Gênero
na Escola?*
Muito se
tem falado sobre a abordagem de “questões de gênero” nas escolas. Há projetos
de lei que pretendem proibir essas discussões no ambiente escolar e
classificam-nas como “doutrinação” pautada na “ideologia de gênero”. Denominam
“ideologia” no intuito de destacar a artificialidade das ideias pertencentes a
grupos determinados e seu afastamento do plano do “natural”. O discurso,
moralista e moralizante, se pretende racional e coerente, com pitadas de
ciência, mas, no final das contas, acaba sendo o reflexo e desdobramento, aqui
sim, de uma ideologia: a ideologia machista
(androcêntrica/falocêntrica/patriarcal). Pois quando se busca discutir questões
de gênero nas escolas, isso é feito a partir da reflexão teórica e conceitual
estabelecida por intelectuais de distintos campos do saber: Margaret Mead,
Simone de Beauvoir, Pierre Bourdieu, Michelle Perrot etc. O que há de comum entre todos é o debate
crítico sobre como os papéis sociais atribuídos a homens e mulheres são
justificados por argumentos biológicos que se desmantelam diante da reflexão
sobre as masculinidades e feminilidades apresentadas em diferentes períodos
históricos ou, sincronicamente, em diferentes culturas.
Discutir
gênero na escola não é uma doutrinação, mas pode ser uma libertação para todos
aqueles que sentem não preencher satisfatoriamente, seja lá o que isso for, os
papéis de gênero que lhes foram designados como de “homem” ou de “mulher”. Não se trata de “kit gay” para
criar gays, mas sim de um processo educacional que visa proporcionar condições
para que pessoas não sofram preconceitos cotidianamente. Trazer o debate sobre
questões de gênero para as escolas é promover o respeito e a cidadania. Assim
como aprendemos na escola que existem outros regimes políticos e econômicos - e
não aderimos a eles -, podemos aprender que também existem outros arranjos
familiares e afetivos, sem que isso seja uma imposição.
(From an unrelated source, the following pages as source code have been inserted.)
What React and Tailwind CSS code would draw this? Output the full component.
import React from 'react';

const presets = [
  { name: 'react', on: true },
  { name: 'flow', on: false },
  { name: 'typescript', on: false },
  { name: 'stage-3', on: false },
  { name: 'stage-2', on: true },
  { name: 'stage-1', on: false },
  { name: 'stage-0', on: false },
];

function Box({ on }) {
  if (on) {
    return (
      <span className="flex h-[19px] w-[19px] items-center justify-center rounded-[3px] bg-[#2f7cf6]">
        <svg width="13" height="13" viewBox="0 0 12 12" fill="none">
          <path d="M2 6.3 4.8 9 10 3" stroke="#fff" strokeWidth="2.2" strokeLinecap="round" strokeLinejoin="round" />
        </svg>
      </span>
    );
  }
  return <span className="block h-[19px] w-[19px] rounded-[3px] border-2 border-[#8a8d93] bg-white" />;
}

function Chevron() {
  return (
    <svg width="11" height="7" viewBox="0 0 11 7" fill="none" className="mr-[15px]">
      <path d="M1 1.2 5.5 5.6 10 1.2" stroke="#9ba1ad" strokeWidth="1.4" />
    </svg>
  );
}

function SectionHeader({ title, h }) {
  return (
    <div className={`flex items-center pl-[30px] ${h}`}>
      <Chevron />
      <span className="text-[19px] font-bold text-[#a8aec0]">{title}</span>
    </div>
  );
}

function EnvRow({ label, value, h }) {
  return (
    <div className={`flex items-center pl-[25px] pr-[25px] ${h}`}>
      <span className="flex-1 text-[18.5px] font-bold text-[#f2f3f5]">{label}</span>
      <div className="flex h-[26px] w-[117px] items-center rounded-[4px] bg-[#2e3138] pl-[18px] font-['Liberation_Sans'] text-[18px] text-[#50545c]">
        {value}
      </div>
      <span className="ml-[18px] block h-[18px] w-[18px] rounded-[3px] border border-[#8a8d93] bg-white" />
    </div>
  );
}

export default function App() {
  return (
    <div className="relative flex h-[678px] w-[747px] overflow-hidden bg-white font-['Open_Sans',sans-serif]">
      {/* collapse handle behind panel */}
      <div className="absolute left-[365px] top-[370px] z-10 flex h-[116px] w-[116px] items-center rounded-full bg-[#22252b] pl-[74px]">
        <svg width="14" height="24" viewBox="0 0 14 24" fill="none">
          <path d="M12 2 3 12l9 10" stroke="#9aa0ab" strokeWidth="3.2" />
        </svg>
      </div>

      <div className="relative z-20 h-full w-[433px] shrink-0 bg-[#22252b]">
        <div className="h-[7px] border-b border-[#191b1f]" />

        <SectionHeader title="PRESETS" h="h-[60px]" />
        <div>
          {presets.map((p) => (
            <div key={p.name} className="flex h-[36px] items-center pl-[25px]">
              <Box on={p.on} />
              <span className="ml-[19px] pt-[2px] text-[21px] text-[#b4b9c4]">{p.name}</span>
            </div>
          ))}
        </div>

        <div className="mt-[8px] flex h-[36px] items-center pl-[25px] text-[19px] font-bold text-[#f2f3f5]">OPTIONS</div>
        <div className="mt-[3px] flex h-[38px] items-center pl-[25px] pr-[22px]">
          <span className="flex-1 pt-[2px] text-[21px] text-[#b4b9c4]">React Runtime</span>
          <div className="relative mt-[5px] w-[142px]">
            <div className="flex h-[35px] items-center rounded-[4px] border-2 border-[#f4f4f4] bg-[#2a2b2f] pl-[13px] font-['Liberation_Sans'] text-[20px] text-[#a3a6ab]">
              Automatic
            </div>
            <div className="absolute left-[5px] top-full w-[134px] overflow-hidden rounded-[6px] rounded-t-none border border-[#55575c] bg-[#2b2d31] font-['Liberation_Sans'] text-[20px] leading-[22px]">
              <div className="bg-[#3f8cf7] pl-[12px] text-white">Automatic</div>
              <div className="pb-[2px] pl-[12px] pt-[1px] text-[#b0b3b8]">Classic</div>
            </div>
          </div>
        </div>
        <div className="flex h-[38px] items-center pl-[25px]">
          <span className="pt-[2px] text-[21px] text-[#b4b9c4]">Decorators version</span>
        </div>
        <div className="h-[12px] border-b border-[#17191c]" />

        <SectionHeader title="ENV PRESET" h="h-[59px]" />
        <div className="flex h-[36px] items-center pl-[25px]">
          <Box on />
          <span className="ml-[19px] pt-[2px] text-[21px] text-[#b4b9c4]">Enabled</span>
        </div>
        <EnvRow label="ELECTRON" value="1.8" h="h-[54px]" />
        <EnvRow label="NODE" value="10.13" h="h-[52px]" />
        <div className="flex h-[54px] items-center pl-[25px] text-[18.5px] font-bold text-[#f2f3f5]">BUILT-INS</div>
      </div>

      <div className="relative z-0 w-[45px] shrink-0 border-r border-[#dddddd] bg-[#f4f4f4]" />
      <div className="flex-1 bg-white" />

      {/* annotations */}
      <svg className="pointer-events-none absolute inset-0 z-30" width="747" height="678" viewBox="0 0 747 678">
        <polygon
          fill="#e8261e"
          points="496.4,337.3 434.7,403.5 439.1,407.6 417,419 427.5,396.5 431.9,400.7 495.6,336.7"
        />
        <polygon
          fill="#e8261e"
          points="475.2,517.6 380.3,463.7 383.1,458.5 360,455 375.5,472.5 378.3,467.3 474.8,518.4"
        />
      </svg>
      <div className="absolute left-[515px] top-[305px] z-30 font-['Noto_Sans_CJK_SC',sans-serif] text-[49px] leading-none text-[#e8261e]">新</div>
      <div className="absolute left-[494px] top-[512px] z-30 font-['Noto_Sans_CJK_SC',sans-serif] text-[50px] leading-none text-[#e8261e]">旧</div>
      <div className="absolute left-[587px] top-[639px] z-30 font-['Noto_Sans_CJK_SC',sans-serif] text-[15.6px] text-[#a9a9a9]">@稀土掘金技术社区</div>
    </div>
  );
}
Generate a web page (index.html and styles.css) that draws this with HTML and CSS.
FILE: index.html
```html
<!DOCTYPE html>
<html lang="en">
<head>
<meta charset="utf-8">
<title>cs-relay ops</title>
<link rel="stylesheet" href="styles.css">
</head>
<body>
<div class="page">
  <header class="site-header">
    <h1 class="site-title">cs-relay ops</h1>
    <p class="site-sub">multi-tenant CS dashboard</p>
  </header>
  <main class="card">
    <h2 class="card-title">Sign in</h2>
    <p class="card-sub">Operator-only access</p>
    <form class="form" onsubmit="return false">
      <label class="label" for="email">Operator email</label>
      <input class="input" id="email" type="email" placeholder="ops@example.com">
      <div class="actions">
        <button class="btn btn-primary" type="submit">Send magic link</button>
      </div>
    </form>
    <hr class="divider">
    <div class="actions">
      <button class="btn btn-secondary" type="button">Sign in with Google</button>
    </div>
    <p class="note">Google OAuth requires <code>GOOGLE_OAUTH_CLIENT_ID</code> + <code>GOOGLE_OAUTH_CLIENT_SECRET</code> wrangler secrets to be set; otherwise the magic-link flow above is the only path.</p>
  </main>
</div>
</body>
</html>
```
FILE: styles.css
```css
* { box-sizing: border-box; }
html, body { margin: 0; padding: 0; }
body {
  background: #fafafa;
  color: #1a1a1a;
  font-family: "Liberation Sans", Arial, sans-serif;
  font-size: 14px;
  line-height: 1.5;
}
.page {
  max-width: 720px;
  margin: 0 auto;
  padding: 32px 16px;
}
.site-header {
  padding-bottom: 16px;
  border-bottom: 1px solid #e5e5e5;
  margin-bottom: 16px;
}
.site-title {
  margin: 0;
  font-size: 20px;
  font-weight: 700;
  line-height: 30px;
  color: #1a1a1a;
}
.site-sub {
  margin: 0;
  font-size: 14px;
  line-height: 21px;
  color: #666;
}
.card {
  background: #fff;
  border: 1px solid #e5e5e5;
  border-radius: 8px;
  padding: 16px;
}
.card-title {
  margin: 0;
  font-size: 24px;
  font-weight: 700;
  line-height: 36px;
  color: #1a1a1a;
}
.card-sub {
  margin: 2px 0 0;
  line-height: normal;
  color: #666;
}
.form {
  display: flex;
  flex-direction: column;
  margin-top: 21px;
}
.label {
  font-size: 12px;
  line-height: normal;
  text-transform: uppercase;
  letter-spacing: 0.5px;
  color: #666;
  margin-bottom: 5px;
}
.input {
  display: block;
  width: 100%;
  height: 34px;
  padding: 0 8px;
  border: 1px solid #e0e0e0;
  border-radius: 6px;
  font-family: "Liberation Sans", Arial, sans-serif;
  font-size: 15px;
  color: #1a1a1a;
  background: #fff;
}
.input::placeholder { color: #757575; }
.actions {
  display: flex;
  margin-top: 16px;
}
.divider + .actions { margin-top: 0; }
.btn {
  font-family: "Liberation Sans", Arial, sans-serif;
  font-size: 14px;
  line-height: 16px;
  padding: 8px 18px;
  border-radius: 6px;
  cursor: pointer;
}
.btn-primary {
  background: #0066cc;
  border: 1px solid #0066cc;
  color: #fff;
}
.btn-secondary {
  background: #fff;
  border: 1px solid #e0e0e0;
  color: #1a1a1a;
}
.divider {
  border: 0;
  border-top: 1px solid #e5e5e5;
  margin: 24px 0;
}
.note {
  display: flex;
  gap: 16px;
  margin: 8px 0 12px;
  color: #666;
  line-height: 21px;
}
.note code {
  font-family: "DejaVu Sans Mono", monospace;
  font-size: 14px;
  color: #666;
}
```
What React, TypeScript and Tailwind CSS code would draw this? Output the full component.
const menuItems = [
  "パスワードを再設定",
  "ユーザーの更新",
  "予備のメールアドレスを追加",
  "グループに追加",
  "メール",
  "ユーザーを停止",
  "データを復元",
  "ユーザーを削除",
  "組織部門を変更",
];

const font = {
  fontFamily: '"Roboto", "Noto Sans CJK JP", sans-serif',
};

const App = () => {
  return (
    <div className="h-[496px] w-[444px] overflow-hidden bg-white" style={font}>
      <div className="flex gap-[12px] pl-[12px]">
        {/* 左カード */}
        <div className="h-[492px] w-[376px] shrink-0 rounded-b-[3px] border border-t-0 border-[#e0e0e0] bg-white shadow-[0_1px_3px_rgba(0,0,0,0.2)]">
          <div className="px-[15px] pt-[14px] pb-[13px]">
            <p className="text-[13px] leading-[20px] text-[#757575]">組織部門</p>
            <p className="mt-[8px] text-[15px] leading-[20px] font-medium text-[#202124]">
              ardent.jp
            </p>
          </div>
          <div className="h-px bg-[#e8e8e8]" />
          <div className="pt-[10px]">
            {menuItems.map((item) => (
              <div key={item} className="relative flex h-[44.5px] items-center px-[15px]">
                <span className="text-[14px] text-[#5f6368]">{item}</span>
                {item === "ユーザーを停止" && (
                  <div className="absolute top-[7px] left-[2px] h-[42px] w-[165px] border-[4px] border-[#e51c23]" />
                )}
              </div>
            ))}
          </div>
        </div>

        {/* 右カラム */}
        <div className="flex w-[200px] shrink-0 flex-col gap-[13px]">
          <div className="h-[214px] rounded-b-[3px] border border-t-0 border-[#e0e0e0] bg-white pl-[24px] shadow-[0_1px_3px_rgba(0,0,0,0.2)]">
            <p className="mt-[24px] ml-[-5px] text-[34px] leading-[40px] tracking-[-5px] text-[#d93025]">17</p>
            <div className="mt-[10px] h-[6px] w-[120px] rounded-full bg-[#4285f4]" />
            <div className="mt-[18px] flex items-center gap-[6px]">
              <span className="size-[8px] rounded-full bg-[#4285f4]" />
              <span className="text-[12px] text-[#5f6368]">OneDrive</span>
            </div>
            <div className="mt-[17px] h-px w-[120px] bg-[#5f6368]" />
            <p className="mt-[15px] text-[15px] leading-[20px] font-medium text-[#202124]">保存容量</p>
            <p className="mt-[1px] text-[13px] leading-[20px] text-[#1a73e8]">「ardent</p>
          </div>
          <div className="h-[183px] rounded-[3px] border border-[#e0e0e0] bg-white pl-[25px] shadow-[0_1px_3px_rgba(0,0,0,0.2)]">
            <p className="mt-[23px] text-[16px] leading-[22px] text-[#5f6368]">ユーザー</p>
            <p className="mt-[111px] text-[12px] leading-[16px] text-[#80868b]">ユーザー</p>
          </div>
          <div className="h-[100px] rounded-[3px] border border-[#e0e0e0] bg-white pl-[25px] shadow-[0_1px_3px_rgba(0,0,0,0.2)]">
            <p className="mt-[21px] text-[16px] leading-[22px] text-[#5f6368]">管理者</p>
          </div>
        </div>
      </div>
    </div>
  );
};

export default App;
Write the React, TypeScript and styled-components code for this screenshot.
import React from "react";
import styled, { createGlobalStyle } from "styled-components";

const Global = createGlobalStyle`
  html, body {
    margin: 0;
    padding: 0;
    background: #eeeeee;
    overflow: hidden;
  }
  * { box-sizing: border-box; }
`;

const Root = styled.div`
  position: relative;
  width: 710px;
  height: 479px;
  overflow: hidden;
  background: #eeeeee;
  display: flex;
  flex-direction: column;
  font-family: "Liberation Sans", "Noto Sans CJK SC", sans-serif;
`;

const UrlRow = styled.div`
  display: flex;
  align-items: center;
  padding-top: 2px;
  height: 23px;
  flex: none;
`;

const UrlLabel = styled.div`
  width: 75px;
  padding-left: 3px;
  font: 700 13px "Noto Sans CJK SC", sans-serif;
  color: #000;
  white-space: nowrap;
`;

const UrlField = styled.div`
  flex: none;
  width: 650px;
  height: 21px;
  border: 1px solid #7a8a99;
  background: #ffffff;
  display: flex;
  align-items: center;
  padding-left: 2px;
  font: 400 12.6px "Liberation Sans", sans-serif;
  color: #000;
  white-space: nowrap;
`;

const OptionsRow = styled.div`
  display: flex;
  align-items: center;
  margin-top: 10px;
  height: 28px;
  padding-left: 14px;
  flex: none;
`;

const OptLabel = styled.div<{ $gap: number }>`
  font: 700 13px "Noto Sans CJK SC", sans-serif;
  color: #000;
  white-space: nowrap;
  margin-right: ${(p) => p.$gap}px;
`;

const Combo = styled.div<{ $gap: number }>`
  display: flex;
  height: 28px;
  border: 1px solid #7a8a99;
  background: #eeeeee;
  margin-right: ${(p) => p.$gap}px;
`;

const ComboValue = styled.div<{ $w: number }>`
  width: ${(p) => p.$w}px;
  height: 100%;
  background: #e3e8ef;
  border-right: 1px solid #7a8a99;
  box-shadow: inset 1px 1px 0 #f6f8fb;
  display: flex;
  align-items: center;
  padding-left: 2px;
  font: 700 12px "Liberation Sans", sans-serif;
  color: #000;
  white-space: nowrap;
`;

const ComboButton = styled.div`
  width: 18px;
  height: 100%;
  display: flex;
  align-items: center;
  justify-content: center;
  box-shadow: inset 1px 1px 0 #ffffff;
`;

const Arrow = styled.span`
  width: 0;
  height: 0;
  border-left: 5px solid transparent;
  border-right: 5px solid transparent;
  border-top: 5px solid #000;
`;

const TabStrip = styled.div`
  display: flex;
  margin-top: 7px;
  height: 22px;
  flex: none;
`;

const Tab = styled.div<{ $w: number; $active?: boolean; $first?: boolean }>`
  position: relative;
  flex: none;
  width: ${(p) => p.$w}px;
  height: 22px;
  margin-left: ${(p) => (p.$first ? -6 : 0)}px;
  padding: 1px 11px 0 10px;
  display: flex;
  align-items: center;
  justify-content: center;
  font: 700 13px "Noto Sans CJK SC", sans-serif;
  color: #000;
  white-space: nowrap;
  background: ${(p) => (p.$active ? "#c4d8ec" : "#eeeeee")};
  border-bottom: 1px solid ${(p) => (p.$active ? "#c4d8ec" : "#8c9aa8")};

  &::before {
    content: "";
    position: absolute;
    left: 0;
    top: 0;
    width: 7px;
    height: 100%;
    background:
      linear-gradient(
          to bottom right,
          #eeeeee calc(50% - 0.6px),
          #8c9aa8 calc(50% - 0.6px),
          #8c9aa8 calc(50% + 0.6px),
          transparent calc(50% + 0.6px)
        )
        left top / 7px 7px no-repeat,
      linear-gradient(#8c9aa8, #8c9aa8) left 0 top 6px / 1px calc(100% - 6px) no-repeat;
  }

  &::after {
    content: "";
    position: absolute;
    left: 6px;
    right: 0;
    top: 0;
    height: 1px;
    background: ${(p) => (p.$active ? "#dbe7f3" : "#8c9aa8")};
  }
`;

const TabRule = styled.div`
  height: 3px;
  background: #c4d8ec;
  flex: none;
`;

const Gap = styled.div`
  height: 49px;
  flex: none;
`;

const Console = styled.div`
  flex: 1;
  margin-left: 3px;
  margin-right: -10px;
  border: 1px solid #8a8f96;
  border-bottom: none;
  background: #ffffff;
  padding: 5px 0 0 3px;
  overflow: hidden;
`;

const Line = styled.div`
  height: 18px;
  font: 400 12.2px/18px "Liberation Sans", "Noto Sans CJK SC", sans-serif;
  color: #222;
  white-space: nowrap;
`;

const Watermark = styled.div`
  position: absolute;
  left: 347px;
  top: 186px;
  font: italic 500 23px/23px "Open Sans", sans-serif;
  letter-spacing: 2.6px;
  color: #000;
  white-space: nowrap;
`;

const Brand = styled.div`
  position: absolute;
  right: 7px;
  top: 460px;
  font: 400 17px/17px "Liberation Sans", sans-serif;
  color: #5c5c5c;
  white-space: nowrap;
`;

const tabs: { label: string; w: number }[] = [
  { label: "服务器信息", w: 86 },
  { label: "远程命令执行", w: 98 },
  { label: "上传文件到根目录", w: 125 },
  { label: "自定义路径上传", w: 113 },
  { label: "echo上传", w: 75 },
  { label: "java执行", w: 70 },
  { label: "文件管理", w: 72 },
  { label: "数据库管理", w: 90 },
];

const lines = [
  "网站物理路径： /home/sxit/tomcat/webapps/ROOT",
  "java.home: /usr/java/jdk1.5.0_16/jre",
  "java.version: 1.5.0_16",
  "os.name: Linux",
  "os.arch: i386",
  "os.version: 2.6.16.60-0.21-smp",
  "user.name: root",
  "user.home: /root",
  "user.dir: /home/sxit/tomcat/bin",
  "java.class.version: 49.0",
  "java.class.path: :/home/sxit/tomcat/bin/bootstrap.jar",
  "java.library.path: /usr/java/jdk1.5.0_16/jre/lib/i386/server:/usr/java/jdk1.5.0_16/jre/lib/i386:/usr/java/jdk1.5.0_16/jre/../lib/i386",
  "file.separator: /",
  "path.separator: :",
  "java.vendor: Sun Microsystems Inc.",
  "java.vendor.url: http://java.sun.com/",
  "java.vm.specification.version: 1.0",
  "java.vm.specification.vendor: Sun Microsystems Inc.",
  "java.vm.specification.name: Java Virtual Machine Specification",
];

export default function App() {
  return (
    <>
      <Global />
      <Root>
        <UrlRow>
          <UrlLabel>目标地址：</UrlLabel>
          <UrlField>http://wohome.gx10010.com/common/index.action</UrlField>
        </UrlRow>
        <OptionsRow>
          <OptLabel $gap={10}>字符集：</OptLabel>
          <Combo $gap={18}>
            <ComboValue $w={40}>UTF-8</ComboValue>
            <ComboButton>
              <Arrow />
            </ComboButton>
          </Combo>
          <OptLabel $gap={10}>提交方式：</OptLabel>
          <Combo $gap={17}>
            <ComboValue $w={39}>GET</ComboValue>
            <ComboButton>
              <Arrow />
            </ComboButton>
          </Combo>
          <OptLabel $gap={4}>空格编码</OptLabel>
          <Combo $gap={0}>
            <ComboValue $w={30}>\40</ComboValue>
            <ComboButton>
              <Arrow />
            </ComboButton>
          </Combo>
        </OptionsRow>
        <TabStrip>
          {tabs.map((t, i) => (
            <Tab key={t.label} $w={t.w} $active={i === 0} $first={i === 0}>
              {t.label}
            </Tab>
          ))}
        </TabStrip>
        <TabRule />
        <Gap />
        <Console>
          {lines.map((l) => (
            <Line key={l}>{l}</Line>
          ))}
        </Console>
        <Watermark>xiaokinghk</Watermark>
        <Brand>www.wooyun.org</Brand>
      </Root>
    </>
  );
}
A necessidade de
debater gênero nas escolas se deu porque o machismo nunca precisou estar nos
currículos oficiais para ser ensinado nas escolas, nas mesas de jantar, nos
parquinhos etc.
Carlos Valpassos
Antropólogo – Universidade Federal Fluminense.
* Artigo publicado em 04 de Agosto de 2018 na Página 04 do Jornal Folha da Manhã.